If you’re open to suggestions for future reviews, I’d love to see some of your takes in the realm of Xianxia, both as a compare-contrast with the Korean-dominated LitRPG scene you’ve been dipping your toes in so far, and to provide foundational context for the work I really think you’d have a lot to say on; “Virtuous Sons: A Greco-Roman Xianxia” by Y.B. Striker.
It’s what’s on the tin; story that takes the tropes and power-system of Daoist Mysticist Cultivation Fantasy and applies them to the cultural context of pagan South Europe. I promise it’s a real treat, because Striker has done a lot of research for all aspects of his setting: the little details of the lives and culture of Classical Grecians, Republican Romans, and the difference between them is accounted for, and a lot of thought put into how cultivation would affect and be viewed in this region and time period. Some of the jokes and subversions done to “translate” the common stereotypes of the genre are straight-up masterful if you are familiar with them. The first three books (constituting one big arc) are on Amazon, he also has presence in Spacebattles & RoyalRoad.

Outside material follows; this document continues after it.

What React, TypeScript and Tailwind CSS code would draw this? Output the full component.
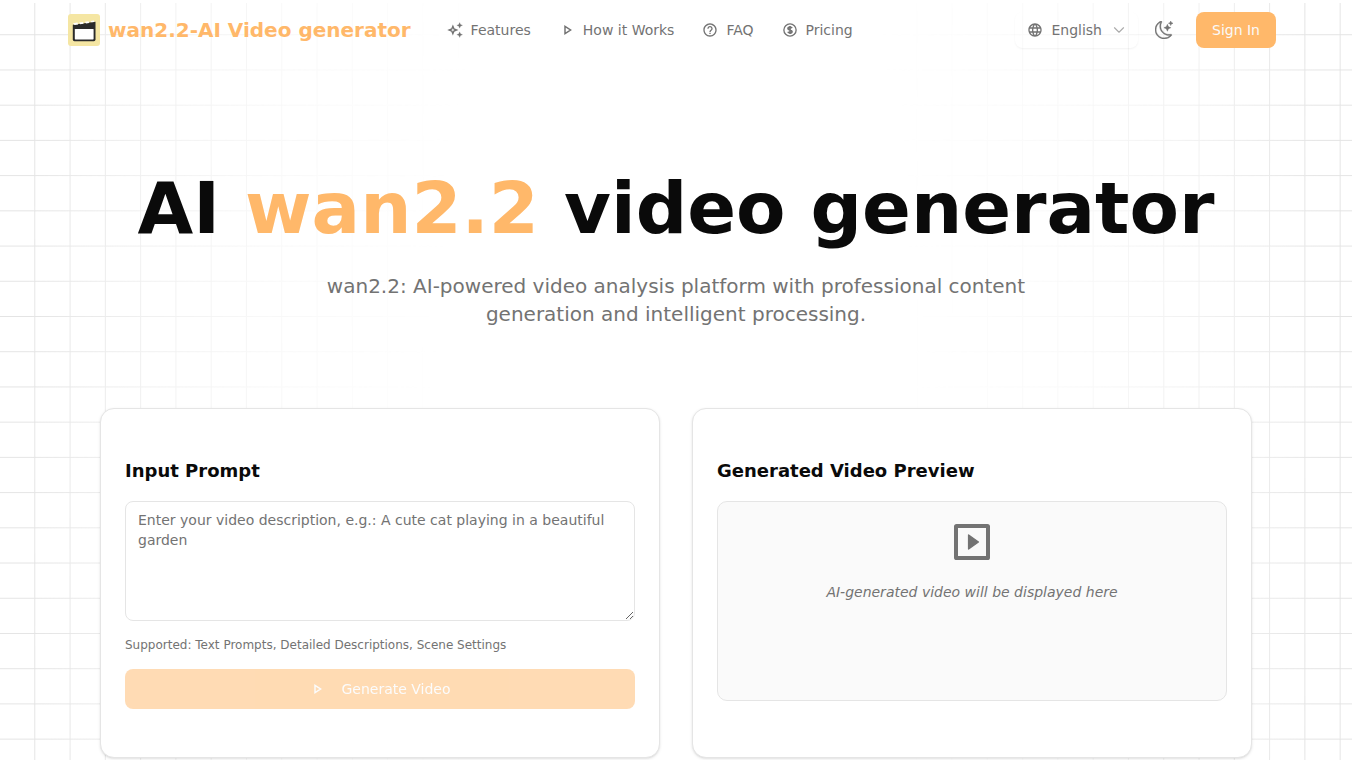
import type { ReactNode } from "react";
import { MdLanguage, MdHelpOutline } from "react-icons/md";
import { BsMoonStars } from "react-icons/bs";
import { ChevronDown } from "lucide-react";

function GridBackdrop() {
  return (
    <svg
      aria-hidden="true"
      className="pointer-events-none absolute inset-0 h-full w-full [mask-image:radial-gradient(ellipse_50%_250%_at_50%_50%,transparent_35%,rgba(0,0,0,0.25)_60%,rgba(0,0,0,0.55)_79%,black_96%)]"
    >
      <defs>
        <pattern id="grid" width="35.28" height="35.22" patternUnits="userSpaceOnUse">
          <path d="M34.78 0V35.22M0 34.72H35.28" fill="none" stroke="#e4e4e4" strokeWidth="1" />
        </pattern>
      </defs>
      <rect y="3" width="100%" height="100%" fill="url(#grid)" />
    </svg>
  );
}

function Logo() {
  return (
    <svg viewBox="0 0 32 32" className="size-8" aria-hidden="true">
      <rect width="32" height="32" rx="3" fill="#f5e6a3" />
      <path
        d="M4.8 10.8 L27.5 7.8 V25.6 a1.6 1.6 0 0 1 -1.6 1.6 H6.4 A1.6 1.6 0 0 1 4.8 25.6 Z"
        fill="#2b2b2b"
      />
      <path
        d="M5 9.2 l4.4 -.6 .8 1.9 -3.6 .6z M11.2 8.4 l3.8 -.5 .6 1.9 -3.4 .4z M17 7.7 l3.6 -.5 .5 1.8 -3.1 .4z M22.6 6.9 l3.4 -.4 .3 1.4 -2.8 .4z"
        fill="#fff"
      />
      <rect x="6.8" y="15" width="18.8" height="10.4" rx=".6" fill="#fff" />
    </svg>
  );
}

function SparkleIcon() {
  return (
    <svg viewBox="0 0 24 24" className="size-4" fill="currentColor" aria-hidden="true">
      <path
        d="M8.8 6.5 L10.4 10.4 14.3 12 10.4 13.6 8.8 17.5 7.2 13.6 3.3 12 7.2 10.4Z"
        fill="none"
        stroke="currentColor"
        strokeWidth="2.2"
        strokeLinejoin="miter"
      />
      <path
        d="M19 .8l1.3 3 3 1.2-3 1.3-1.3 3-1.3-3-3-1.3 3-1.2zM19 14.7l1.3 3 3 1.3-3 1.3-1.3 3-1.3-3-3-1.3 3-1.3z"
        stroke="currentColor"
        strokeWidth=".3"
      />
    </svg>
  );
}

function PlayIcon() {
  return (
    <svg viewBox="0 0 24 24" className="size-4" fill="none" aria-hidden="true">
      <path d="M9 6.6v10.8L17.4 12z" stroke="currentColor" strokeWidth="2.2" />
    </svg>
  );
}

function PriceIcon() {
  return (
    <svg viewBox="0 0 24 24" className="size-4" fill="none" stroke="currentColor" aria-hidden="true">
      <circle cx="12" cy="12" r="9.2" strokeWidth="2" />
      <path
        d="M15 9.2C14.5 8 13.4 7.5 12 7.5c-1.8 0-3 .9-3 2.2 0 1.500 1.300 2 3 2.300 1.800.4 3 .9 3 2.300 0 1.400-1.200 2.200-3 2.200-1.500 0-2.600-.6-3.100-1.900M12 6v12"
        strokeWidth="2.600"
      />
    </svg>
  );
}

function SlideIcon() {
  return (
    <svg viewBox="0 0 24 24" className="size-12" fill="none" stroke="currentColor" aria-hidden="true">
      <rect x="4" y="4" width="16" height="16" rx=".3" strokeWidth="2" strokeLinejoin="round" />
      <path
        d="M10.3 8.5v7l4.9-3.5z"
        fill="currentColor"
        strokeWidth=".7"
        strokeLinejoin="round"
      />
    </svg>
  );
}

const links = [
  { label: "Features", icon: <SparkleIcon /> },
  { label: "How it Works", icon: <PlayIcon /> },
  { label: "FAQ", icon: <MdHelpOutline className="size-4" /> },
  { label: "Pricing", icon: <PriceIcon /> },
];

function Header() {
  return (
    <header className="mx-auto flex h-[60px] w-full max-w-7xl items-center px-8">
      <a href="#" className="flex items-center gap-2 text-xl font-bold text-[#ffb86a]">
        <Logo />
        wan2.2-AI Video generator
      </a>
      <nav className="ml-9 flex items-center gap-7">
        {links.map(({ label, icon }) => (
          <a key={label} href="#" className="flex items-center gap-2 text-sm text-[#737373]">
            {icon}
            {label}
          </a>
        ))}
      </nav>
      <div className="mr-2 ml-auto flex items-center">
        <button
          type="button"
          className="flex h-9 items-center gap-2 rounded-lg pr-2.5 pl-3 text-sm text-[#737373] shadow-xs"
        >
          <MdLanguage className="size-4" />
          English
          <ChevronDown className="size-[18px] opacity-60" strokeWidth={1.5} />
        </button>
        <button
          type="button"
          aria-label="Toggle theme"
          className="mr-3.5 ml-2 flex h-9 w-9 items-center justify-center text-[#737373]"
        >
          <BsMoonStars className="size-[18px]" strokeWidth={0.3} />
        </button>
        <button
          type="button"
          className="h-9 rounded-lg bg-[#ffb86a] px-4 text-sm text-[#fafafa]"
        >
          Sign In
        </button>
      </div>
    </header>
  );
}

function Card({ title, children }: { title: ReactNode; children: ReactNode }) {
  return (
    <section className="rounded-[14px] border border-[#e5e5e5] bg-white px-6 py-12 shadow-sm">
      <h2 className="mb-4 text-lg font-bold">{title}</h2>
      {children}
    </section>
  );
}

export default function App() {
  return (
    <div className="relative min-h-screen overflow-hidden bg-white font-['DejaVu_Sans',sans-serif] text-[#0a0a0a]">
      <GridBackdrop />
      <div className="relative">
        <Header />
        <main className="mx-auto max-w-[1216px] px-8 pt-28">
          <h1 className="text-center text-7xl leading-none font-bold">
            AI <span className="text-[#ffb86a]">wan2.2</span> video generator
          </h1>
          <p className="mx-auto mt-7 max-w-3xl text-center text-xl leading-7 text-[#737373]">
            wan2.2: AI-powered video analysis platform with professional content generation and
            intelligent processing.
          </p>
          <div className="mt-20 grid grid-cols-2 gap-8">
            <Card title={<label htmlFor="prompt">Input Prompt</label>}>
              <textarea
                id="prompt"
                placeholder="Enter your video description, e.g.: A cute cat playing in a beautiful garden"
                className="block h-[120px] w-full resize-y rounded-lg border border-[#e5e5e5] bg-white px-3 py-2 text-sm placeholder:text-[#737373]"
              />
              <p className="my-4 text-xs text-[#737373]">
                Supported: Text Prompts, Detailed Descriptions, Scene Settings
              </p>
              <button
                type="button"
                disabled
                className="flex h-10 w-full items-center justify-center gap-4 rounded-lg bg-[#ffb86a] text-sm text-[#fafafa] opacity-50"
              >
                <PlayIcon />
                Generate Video
              </button>
            </Card>
            <Card title="Generated Video Preview">
              <div className="flex h-[200px] flex-col items-center gap-4 rounded-[10px] border border-[#e5e5e5] bg-[#fafafa] pt-4 text-[#737373]">
                <SlideIcon />
                <p className="text-sm italic">AI-generated video will be displayed here</p>
              </div>
            </Card>
          </div>
        </main>
      </div>
    </div>
  );
}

An alternate, more modest suggestion is “Witches Are Different Overseas” by Josef Howard. Base premise of the book is: grizzled ex-Warmage turned occult detective in the vein of Harry Dresden is teleported to Japan after a magic accident, where a comedy of errors ensue that leads to him having to guard and mentor a trio of standard Mahou Shoujo in exchange for a future ticket back home. It’s a debut novel and has some teething problems regarding its decompressed storytelling, but Josef has real talent and it shows in full through his fight scenes and character voices. If nothing else, it’s more familiar and less demanding than a whole new genre would be. If you’re open to requests of course; you put time into what you want and I’ll enjoy your articles regardless.